EXERCISE AIM:
From the listing below, extract every line containing "index".

────────────────────

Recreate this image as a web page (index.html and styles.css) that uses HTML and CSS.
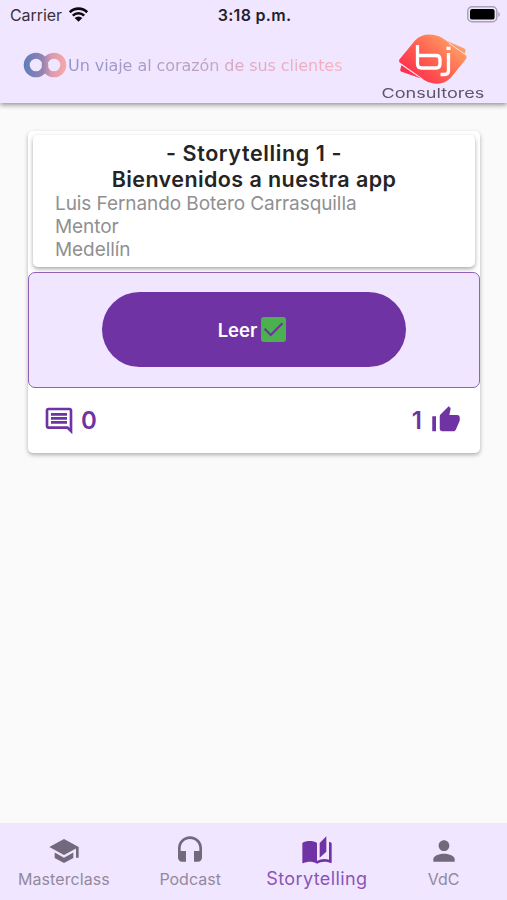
FILE: index.html
```html
<!DOCTYPE html>
<html lang="es">
<head>
<meta charset="utf-8">
<title>Storytelling</title>
<link rel="stylesheet" href="styles.css">
</head>
<body>
<div class="app">
  <header class="header">
    <div class="status">
      <div class="carrier"><span class="carrier-name">Carrier</span>
        <svg class="wifi" viewBox="0 0 20 15"><path d="M1.3 5.2a12.4 12.4 0 0 1 17.4 0M4.3 8.6a8.1 8.1 0 0 1 11.4 0" fill="none" stroke="#0b0810" stroke-width="2.6"/><path d="M6.2 11a5.4 5.4 0 0 1 7.6 0L10 14.8z" fill="#0b0810"/></svg>
      </div>
      <div class="time">3:18 p.m.</div>
      <svg class="battery" viewBox="0 0 33 17"><rect x=".8" y=".8" width="29" height="15" rx="4.3" fill="none" stroke="#aaa2b2" stroke-width="1.5"/><rect x="3" y="3" width="24.6" height="10.6" rx="2.2" fill="#000"/><path d="M31.3 6v5c2-.9 2-4.100 0-5z" fill="#aaa2b2"/></svg>
    </div>
    <div class="brand">
      <div class="tagline">
        <svg class="rings" viewBox="0 0 44 26">
          <defs><linearGradient id="ring" gradientUnits="userSpaceOnUse" x1="0" y1="0" x2="44" y2="0"><stop offset="0" stop-color="#5c7dbb"/><stop offset=".45" stop-color="#9583b2"/><stop offset=".65" stop-color="#dc9bb0"/><stop offset="1" stop-color="#faa8a8"/></linearGradient></defs>
          <g fill="none" stroke="url(#ring)" stroke-width="6"><circle cx="31" cy="13" r="9.300"/><circle cx="13" cy="13" r="9.300"/></g>
        </svg>
        <span class="tagline-text">Un viaje al corazón de sus clientes</span>
      </div>
      <div class="logo">
        <svg class="mark" viewBox="0 0 68 51">
          <defs><linearGradient id="fire" gradientUnits="userSpaceOnUse" x1="14" y1="48" x2="54" y2="4"><stop offset="0" stop-color="#ff2b4d"/><stop offset=".5" stop-color="#ff6250"/><stop offset="1" stop-color="#ffa266"/></linearGradient></defs>
          <path d="M48 7L65.500 14.500Q67 15.500 66.500 17L65.500 20zM2.500 31L22 44.500 2 37.500Q1 37 1.300 35.500z" fill="url(#fire)"/>
          <path d="M.8 25L16 6.500Q25-2.500 40 2.200Q43 3.300 46 5.800L66 20.500Q68.500 22.500 67 25L52 43.500Q43 53 29 48Q25 46.500 22 43.500L1.500 29Q-1 27.500.8 25z" fill="url(#fire)"/>
          <path d="M50 9.300L66 20.300M2 30.300L19 42" stroke="#f9dce8" stroke-width=".9"/>
          <path d="M18.500 11V30Q18.500 34 22.500 34H37Q41 34 41 30V25.500Q41 21.500 37 21.500H19M49.500 19V36.500Q49.500 40.500 45.500 40.500H41.500M47.500 14.300H51.500" fill="none" stroke="#fff" stroke-width="3.300"/>
        </svg>
        <span class="logo-text">Consultores</span>
      </div>
    </div>
  </header>

  <main class="content">
    <article class="card">
      <section class="info">
        <h1><span class="title-one">- Storytelling 1 -</span><br><span class="title-two">Bienvenidos a nuestra app</span></h1>
        <p class="author">Luis Fernando Botero Carrasquilla</p>
        <p class="role">Mentor</p>
        <p class="city">Medellín</p>
      </section>
      <section class="action">
        <button class="read"><span>Leer</span><svg class="check" viewBox="3 3 18 18"><path fill="#4caf50" d="M19 3H5a2 2 0 0 0-2 2v14a2 2 0 0 0 2 2h14a2 2 0 0 0 2-2V5a2 2 0 0 0-2-2zm-9 14l-5-5 1.100-1.100L10 14.800l7.900-7.900 1.100 1.100z"/></svg></button>
      </section>
      <footer class="stats">
        <div class="stat"><svg class="icon" viewBox="0 0 24 24"><path d="M21.990 4c0-1.100-.89-2-1.990-2H4c-1.100 0-2 .9-2 2v12c0 1.100.9 2 2 2h14l4 4-.01-18zM20 4v13.170L18.830 16H4V4h16zM6 12h12v2H6zm0-3h12v2H6zm0-3h12v2H6z"/></svg><span>0</span></div>
        <div class="stat likes"><span>1</span><svg class="icon thumb" viewBox="0 0 24 24"><path d="M1 21h3V9H1v12zm22-11c0-1.100-.9-2-2-2h-6.310l.95-4.570.03-.32c0-.41-.17-.79-.44-1.060L14.170 1 7.590 7.590C7.220 7.950 7 8.450 7 9v10c0 1.100.9 2 2 2h9c.83 0 1.540-.5 1.840-1.220l3.020-7.050c.09-.23.14-.47.14-.73v-2z"/></svg></div>
      </footer>
    </article>
  </main>

  <nav class="nav">
    <a class="tab"><svg class="icon school" viewBox="0 0 24 24"><path d="M5 13.180v4L12 21l7-3.820v-4L12 17l-7-3.820zM12 3L1 9l11 6 9-4.910V17h2V9L12 3z"/></svg><span class="l-master">Masterclass</span></a>
    <a class="tab"><svg class="icon phones" viewBox="0 0 24 24"><path d="M12 1a9 9 0 0 0-9 9v7c0 1.660 1.340 3 3 3h3v-8H5v-2c0-3.870 3.130-7 7-7s7 3.130 7 7v2h-4v8h3c1.660 0 3-1.340 3-3v-7a9 9 0 0 0-9-9z"/></svg><span class="l-pod">Podcast</span></a>
    <a class="tab active"><svg class="icon" viewBox="0 0 24 24"><path d="M19 1l-5 5v11l5-4.500V1zM1 6v14.650c0 .25.25.5.5.5.1 0 .15-.05.25-.05C3.100 20.450 5.050 20 6.500 20c1.950 0 4.050.4 5.500 1.500V6c-1.450-1.100-3.550-1.500-5.500-1.500S2.450 4.900 1 6zm22 13.500V6c-.6-.45-1.250-.75-2-1v13.500c-1.100-.35-2.300-.5-3.500-.5-1.700 0-4.150.65-5.500 1.500v2c1.350-.85 3.800-1.500 5.500-1.500 1.650 0 3.350.3 4.750 1.050.1.050.15.050.25.050.25 0 .5-.25.5-.5v-1.100z"/></svg><span class="l-story">Storytelling</span></a>
    <a class="tab"><svg class="icon" viewBox="0 0 24 24"><path d="M12 12c2.210 0 4-1.790 4-4s-1.790-4-4-4-4 1.790-4 4 1.790 4 4 4zm0 2c-2.670 0-8 1.340-8 4v2h16v-2c0-2.660-5.330-4-8-4z"/></svg><span class="l-vdc">VdC</span></a>
  </nav>
</div>
</body>
</html>
```
FILE: styles.css
```css
* { box-sizing: border-box; margin: 0; padding: 0; }
body { font-family: Inter, sans-serif; background: #fafafa; color: #212121; }
svg { display: block; flex: none; }
span, h1, p { white-space: nowrap; }
.app { height: 900px; display: flex; flex-direction: column; overflow: hidden; }

.header { height: 103px; flex: none; background: #f0e6ff; box-shadow: 0 2px 5px rgba(0,0,0,.42); }
.status { height: 30px; display: grid; grid-template-columns: 1fr auto 1fr; align-items: center; padding: 0 7px 0 10px; }
.carrier { display: flex; gap: 6px; align-items: center; font-size: 16px; color: #37313e; }
.carrier-name { letter-spacing: -.08px; }
.wifi { width: 21px; height: 15px; margin-top: -2px; }
.time { font-size: 16px; font-weight: 600; line-height: 30px; letter-spacing: .3px; margin-right: 1px; color: #241f2b; }
.battery { width: 33px; height: 17px; justify-self: end; margin-top: -2px; }
.brand { display: flex; justify-content: space-between; padding: 0 22px 0 23px; }
.tagline { display: flex; align-items: center; height: 70px; }
.rings { width: 44px; height: 26px; }
.tagline-text { font-family: "DejaVu Sans", sans-serif; font-size: 16px; line-height: 24px; letter-spacing: -.07px; margin: 1px 0 0 1px; background: linear-gradient(90deg, #8f94c8, #bba0c4 45%, #dea8c2 65%, #f6b2bf); -webkit-background-clip: text; background-clip: text; color: transparent; }
.logo { width: 104px; display: flex; flex-direction: column; align-items: center; padding-top: 4px; }
.mark { width: 68px; height: 51px; }
.logo-text { font-size: 13px; line-height: 15px; color: #5d5669; transform: scaleX(1.39); margin-top: 1px; }

.content { flex: 1; padding: 28px 27px 0 28px; }
.card { height: 322px; border-radius: 5px; background: #fff; box-shadow: 0 2px 4px rgba(0,0,0,.3); padding-top: 4px; }
.info { height: 132px; margin: 0 5px; border-radius: 5px; box-shadow: 0 2px 4px rgba(0,0,0,.34); padding: 6px 22px; }
h1 { font-size: 21.500px; line-height: 25.500px; font-weight: 600; text-align: center; color: #242424; }
.title-one { letter-spacing: .6px; }
.title-two { letter-spacing: .42px; }
.info p { font-size: 19px; line-height: 23px; color: #909090; letter-spacing: -.08px; }
.action { height: 116px; margin-top: 5px; border: 1px solid #9160b7; border-radius: 7px; background: #f0e6ff; padding-top: 19px; }
.read { display: flex; align-items: center; justify-content: center; gap: 4px; width: 304px; height: 75px; margin: 0 auto; border: 0; padding-right: 4px; border-radius: 38px; background: #7033a3; color: #fff; font: 600 18.500px Inter, sans-serif; }
.check { width: 25px; height: 25px; }
.stats { display: flex; justify-content: space-between; height: 65px; align-items: center; padding: 0 19px 0 15px; color: #7033a3; font-size: 24px; font-weight: 600; }
.stat { display: flex; align-items: center; gap: 6px; }
.likes { gap: 9px; }
.icon { width: 32px; height: 32px; fill: currentColor; }
.icon.thumb { width: 30px; height: 30px; margin-top: -2px; }

.nav { height: 77px; flex: none; display: grid; grid-template-columns: repeat(4, 1fr); background: #f0e6ff; }
.tab { display: flex; flex-direction: column; align-items: center; padding-top: 12px; color: #73697d; }
.icon.school { margin-left: 2px; }
.tab span { font-size: 16px; line-height: 24px; color: #93899e; }
.tab .l-master { letter-spacing: .08px; margin-left: 1px; }
.tab.active { color: #7033a3; }
.tab.active span { font-size: 18px; line-height: 23px; letter-spacing: .4px; color: #8955ba; }
```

────────────────────

RESULT:
Recreate this image as a web page (index.html and styles.css) that uses HTML and CSS.
FILE: index.html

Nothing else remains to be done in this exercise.